The legislature has chosen to make section 22 — 9.1 of the Election Code (Ill. Rev. Stat. 1973, ch. 46, par. 22 — 9.1) applicable only to general elections, and it has chosen to provide in section 7 — 63 of the Election Code a different procedure by means of which the results of primary elections may be tested.
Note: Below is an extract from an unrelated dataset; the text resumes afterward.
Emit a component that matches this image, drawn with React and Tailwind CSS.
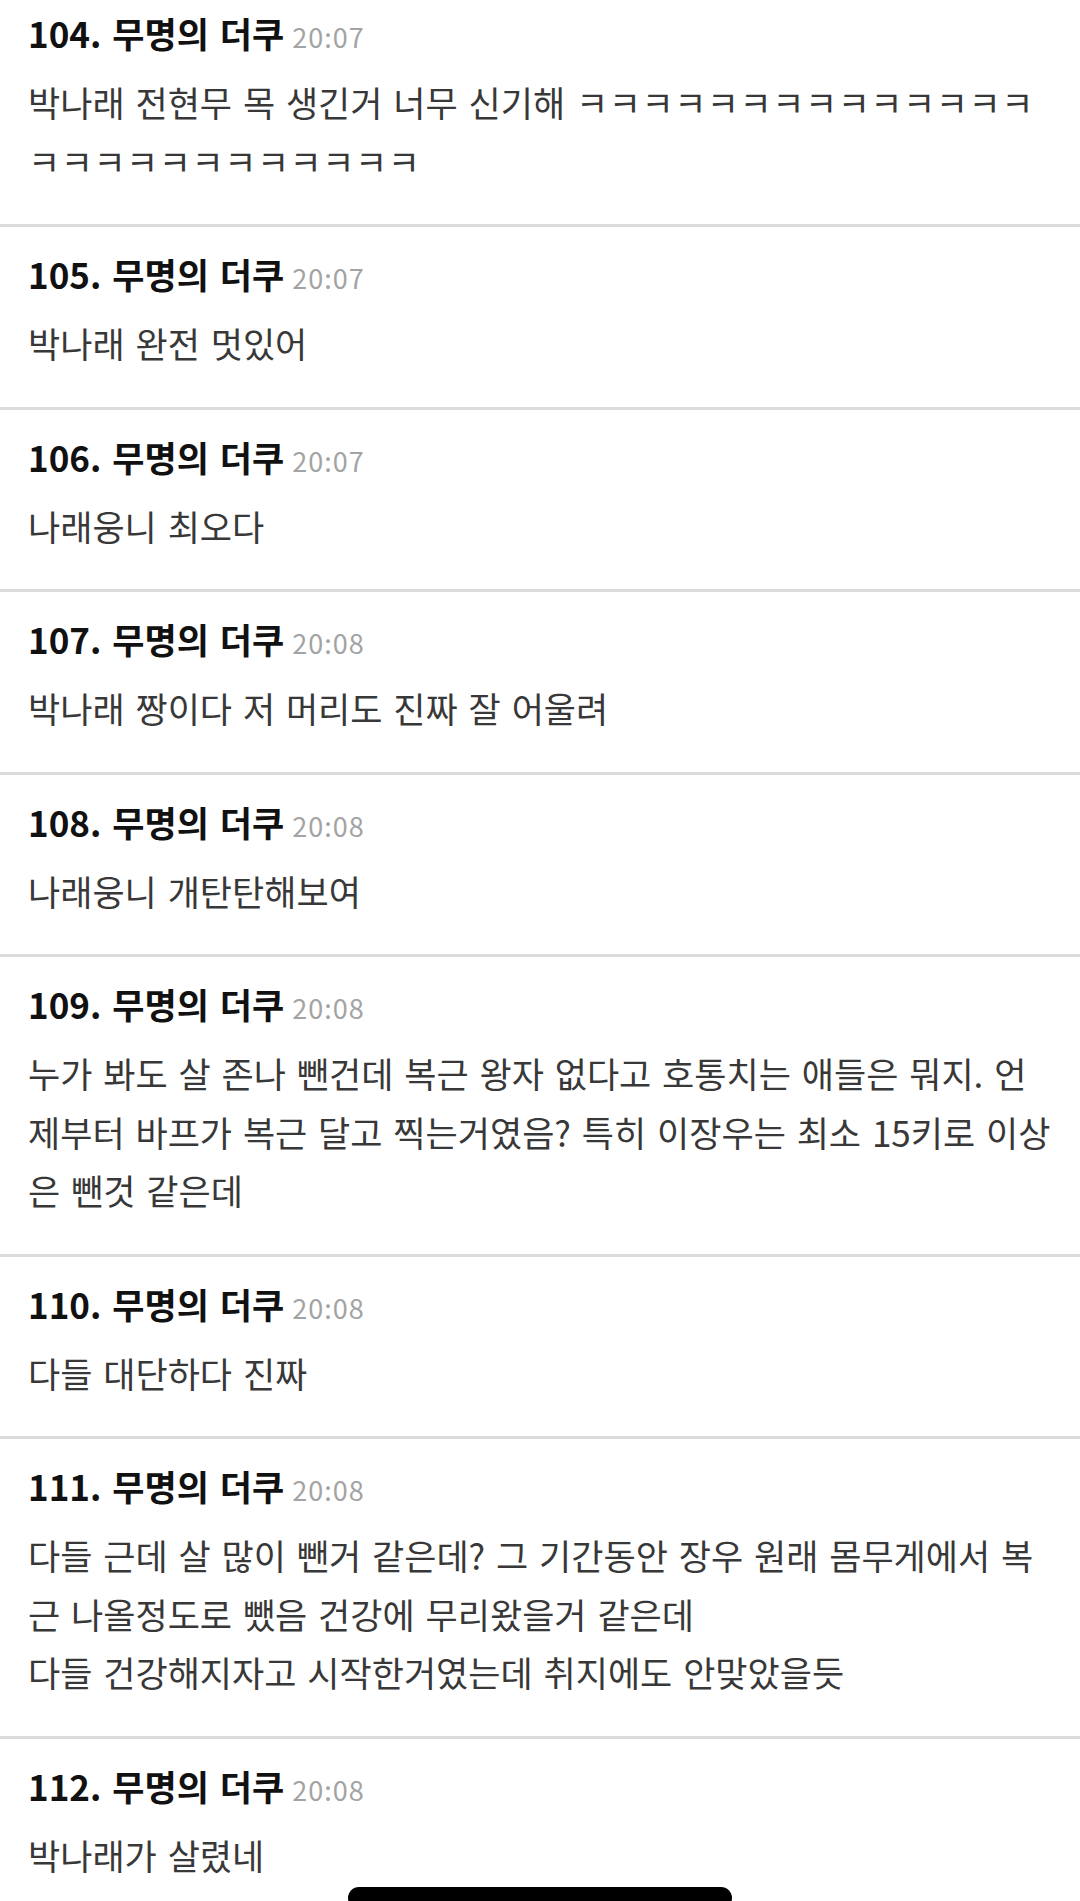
const COMMENTS = [
  {
    no: 104,
    time: "20:07",
    lines: ["박나래 전현무 목 생긴거 너무 신기해 ㅋㅋㅋㅋㅋㅋㅋㅋㅋㅋㅋㅋㅋㅋ", "ㅋㅋㅋㅋㅋㅋㅋㅋㅋㅋㅋㅋ"]
  },
  { no: 105, time: "20:07", lines: ["박나래 완전 멋있어"] },
  { no: 106, time: "20:07", lines: ["나래웅니 최오다"] },
  { no: 107, time: "20:08", lines: ["박나래 짱이다 저 머리도 진짜 잘 어울려"] },
  { no: 108, time: "20:08", lines: ["나래웅니 개탄탄해보여"] },
  {
    no: 109,
    time: "20:08",
    lines: [
      "누가 봐도 살 존나 뺀건데 복근 왕자 없다고 호통치는 애들은 뭐지. 언",
      "제부터 바프가 복근 달고 찍는거였음? 특히 이장우는 최소 15키로 이상",
      "은 뺀것 같은데"
    ]
  },
  { no: 110, time: "20:08", lines: ["다들 대단하다 진짜"] },
  {
    no: 111,
    time: "20:08",
    lines: [
      "다들 근데 살 많이 뺀거 같은데? 그 기간동안 장우 원래 몸무게에서 복",
      "근 나올정도로 뺐음 건강에 무리왔을거 같은데",
      "다들 건강해지자고 시작한거였는데 취지에도 안맞았을듯"
    ]
  },
  { no: 112, time: "20:08", lines: ["박나래가 살렸네"] }
];

// ㅋ runs are set a hair wider, like the phone's font
function Line({ text }) {
  const parts = text.split(/(ㅋ+)/);
  return (
    <div className="whitespace-nowrap">
      {parts.map((part, i) =>
        part.startsWith("ㅋ") ? (
          <span key={i} className="tracking-[0.5px]">
            {part}
          </span>
        ) : (
          part
        )
      )}
    </div>
  );
}

function Comment({ no, time, lines }) {
  return (
    <div className="border-b-[3px] border-[#dcdcdc] pl-[28px] pr-[28px] pt-[27px] pb-[34px]">
      <div className="h-[40px] leading-[40px]">
        <span className="text-[35px] font-bold text-[#111111] [word-spacing:3px]">{no}. 무명의 더쿠</span>
        <span className="ml-[8px] text-[27px] leading-none tracking-[1px] text-[#a3a3a3]">{time}</span>
      </div>
      <div className="mt-[20px] text-[35px] leading-[58.5px] text-[#383838] [word-spacing:3px]">
        {lines.map((line, i) => (
          <Line key={i} text={line} />
        ))}
      </div>
    </div>
  );
}

export default function App() {
  return (
    <div className="relative h-[1901px] w-[1080px] overflow-hidden bg-white font-['Noto_Sans_CJK_KR',sans-serif]">
      <div className="-mt-[14px]">
        {COMMENTS.map((c) => (
          <Comment key={c.no} {...c} />
        ))}
      </div>
      <div className="absolute bottom-[-8px] left-[348px] h-[22px] w-[384px] rounded-full bg-black" />
    </div>
  );
}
We see no denial of equal protection in this classification. Section 22 — 9.1 applies equally to all candidates in all instances where one is elected to office, and section 7 — 63 applies equally to all candidates seeking party nomination to office in a primary. There is a presumption of the validity of legislative classifications. (People v. Sherman, 57 Ill.2d 1, 309 N.E.2d 562.) Unless the classification constitutes an infringement of a constitutionally protected interest or is inherently suspect, all that is required to sustain it is that it have some rational and reasonable basis. (People v. McCabe, 49 Ill.2d 338, 275 N.E.2d 407; Sherman.) We hold that the legislative decision to provide different procedures for testing the results of primary elections, as contrasted to those in which a candidate is elected to office, is not constitutionally infirm. The judgment is affirmed.

Judgment affirmed.

TRAPP, P. J., and CRAVEN, J., concur.